— Start INFORMATION SHOWN —
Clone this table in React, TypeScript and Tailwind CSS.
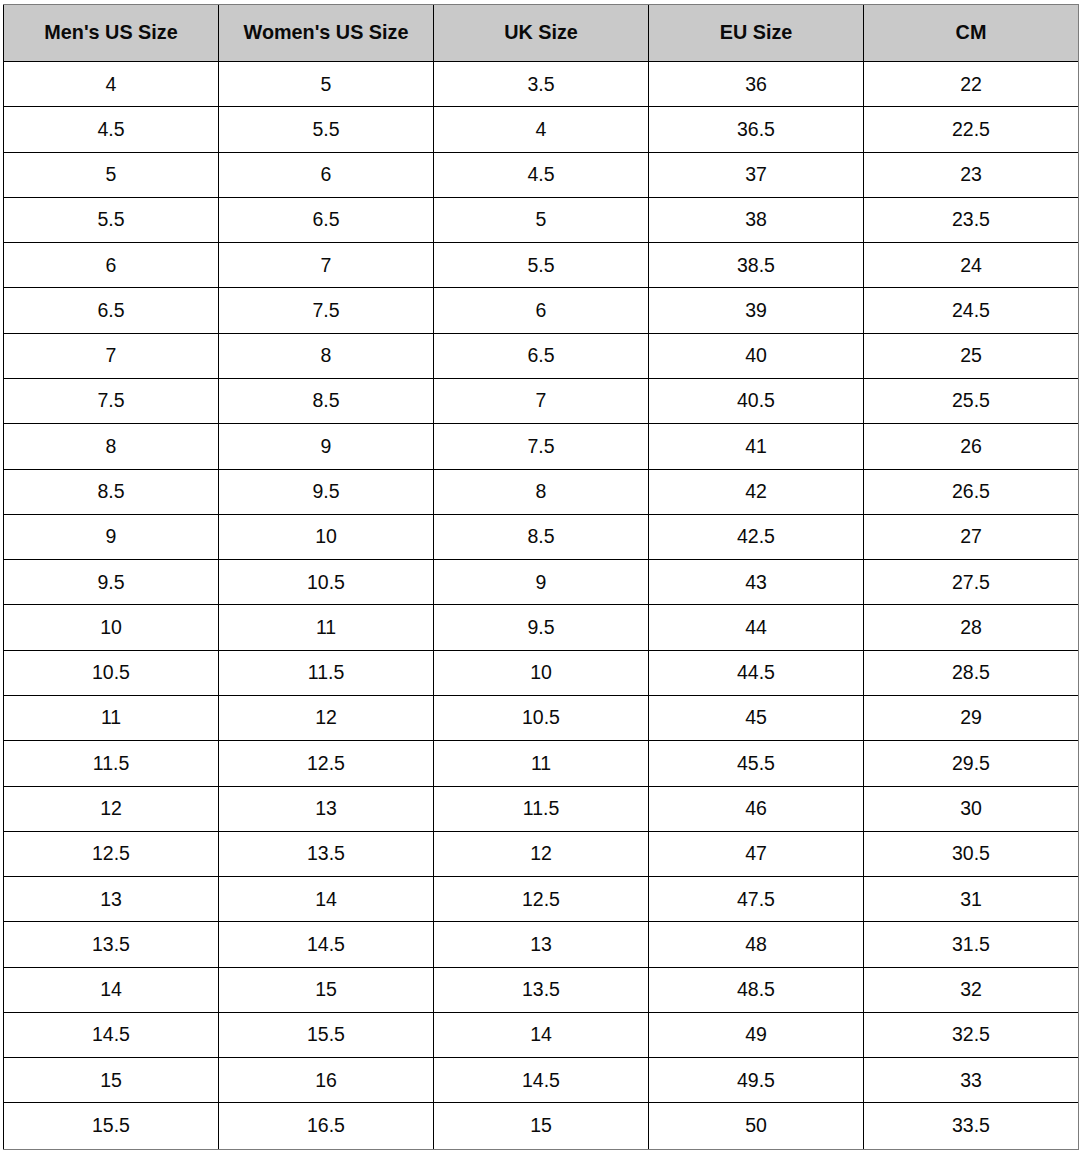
import React from "react";

const headers = ["Men's US Size", "Women's US Size", "UK Size", "EU Size", "CM"];

const rows: string[][] = [
  ["4", "5", "3.5", "36", "22"],
  ["4.5", "5.5", "4", "36.5", "22.5"],
  ["5", "6", "4.5", "37", "23"],
  ["5.5", "6.5", "5", "38", "23.5"],
  ["6", "7", "5.5", "38.5", "24"],
  ["6.5", "7.5", "6", "39", "24.5"],
  ["7", "8", "6.5", "40", "25"],
  ["7.5", "8.5", "7", "40.5", "25.5"],
  ["8", "9", "7.5", "41", "26"],
  ["8.5", "9.5", "8", "42", "26.5"],
  ["9", "10", "8.5", "42.5", "27"],
  ["9.5", "10.5", "9", "43", "27.5"],
  ["10", "11", "9.5", "44", "28"],
  ["10.5", "11.5", "10", "44.5", "28.5"],
  ["11", "12", "10.5", "45", "29"],
  ["11.5", "12.5", "11", "45.5", "29.5"],
  ["12", "13", "11.5", "46", "30"],
  ["12.5", "13.5", "12", "47", "30.5"],
  ["13", "14", "12.5", "47.5", "31"],
  ["13.5", "14.5", "13", "48", "31.5"],
  ["14", "15", "13.5", "48.5", "32"],
  ["14.5", "15.5", "14", "49", "32.5"],
  ["15", "16", "14.5", "49.5", "33"],
  ["15.5", "16.5", "15", "50", "33.5"],
];

export default function App() {
  return (
    <div className="bg-white w-[1082px] h-[1152px] pt-[4px] pl-[3px]" style={{ fontFamily: '"Liberation Sans", Arial, sans-serif' }}>
      <div className="w-[1076px] border-t border-r border-b border-[#7c7c7c] text-[#0a0a0a]">
        <div className="grid grid-cols-5 h-[57px] bg-[#c9c9c9] border-b border-black">
          {headers.map((h) => (
            <div key={h} className="border-l border-black flex items-center justify-center font-bold text-[19.8px]">
              {h}
            </div>
          ))}
        </div>
        {rows.map((r, i) => (
          <div
            key={i}
            className={
              "grid grid-cols-5 h-[45.29px] " + (i < rows.length - 1 ? "border-b border-black" : "")
            }
          >
            {r.map((c, j) => (
              <div key={j} className="border-l border-black flex items-center justify-center text-[19.5px]">
                {c}
              </div>
            ))}
          </div>
        ))}
      </div>
    </div>
  );
}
— End INFORMATION SHOWN —
Pictures are excluded; output everything else in the data verbatim.

Clone this table in React, TypeScript and Tailwind CSS.
import React from "react";

const headers = ["Men's US Size", "Women's US Size", "UK Size", "EU Size", "CM"];

const rows: string[][] = [
  ["4", "5", "3.5", "36", "22"],
  ["4.5", "5.5", "4", "36.5", "22.5"],
  ["5", "6", "4.5", "37", "23"],
  ["5.5", "6.5", "5", "38", "23.5"],
  ["6", "7", "5.5", "38.5", "24"],
  ["6.5", "7.5", "6", "39", "24.5"],
  ["7", "8", "6.5", "40", "25"],
  ["7.5", "8.5", "7", "40.5", "25.5"],
  ["8", "9", "7.5", "41", "26"],
  ["8.5", "9.5", "8", "42", "26.5"],
  ["9", "10", "8.5", "42.5", "27"],
  ["9.5", "10.5", "9", "43", "27.5"],
  ["10", "11", "9.5", "44", "28"],
  ["10.5", "11.5", "10", "44.5", "28.5"],
  ["11", "12", "10.5", "45", "29"],
  ["11.5", "12.5", "11", "45.5", "29.5"],
  ["12", "13", "11.5", "46", "30"],
  ["12.5", "13.5", "12", "47", "30.5"],
  ["13", "14", "12.5", "47.5", "31"],
  ["13.5", "14.5", "13", "48", "31.5"],
  ["14", "15", "13.5", "48.5", "32"],
  ["14.5", "15.5", "14", "49", "32.5"],
  ["15", "16", "14.5", "49.5", "33"],
  ["15.5", "16.5", "15", "50", "33.5"],
];

export default function App() {
  return (
    <div className="bg-white w-[1082px] h-[1152px] pt-[4px] pl-[3px]" style={{ fontFamily: '"Liberation Sans", Arial, sans-serif' }}>
      <div className="w-[1076px] border-t border-r border-b border-[#7c7c7c] text-[#0a0a0a]">
        <div className="grid grid-cols-5 h-[57px] bg-[#c9c9c9] border-b border-black">
          {headers.map((h) => (
            <div key={h} className="border-l border-black flex items-center justify-center font-bold text-[19.8px]">
              {h}
            </div>
          ))}
        </div>
        {rows.map((r, i) => (
          <div
            key={i}
            className={
              "grid grid-cols-5 h-[45.29px] " + (i < rows.length - 1 ? "border-b border-black" : "")
            }
          >
            {r.map((c, j) => (
              <div key={j} className="border-l border-black flex items-center justify-center text-[19.5px]">
                {c}
              </div>
            ))}
          </div>
        ))}
      </div>
    </div>
  );
}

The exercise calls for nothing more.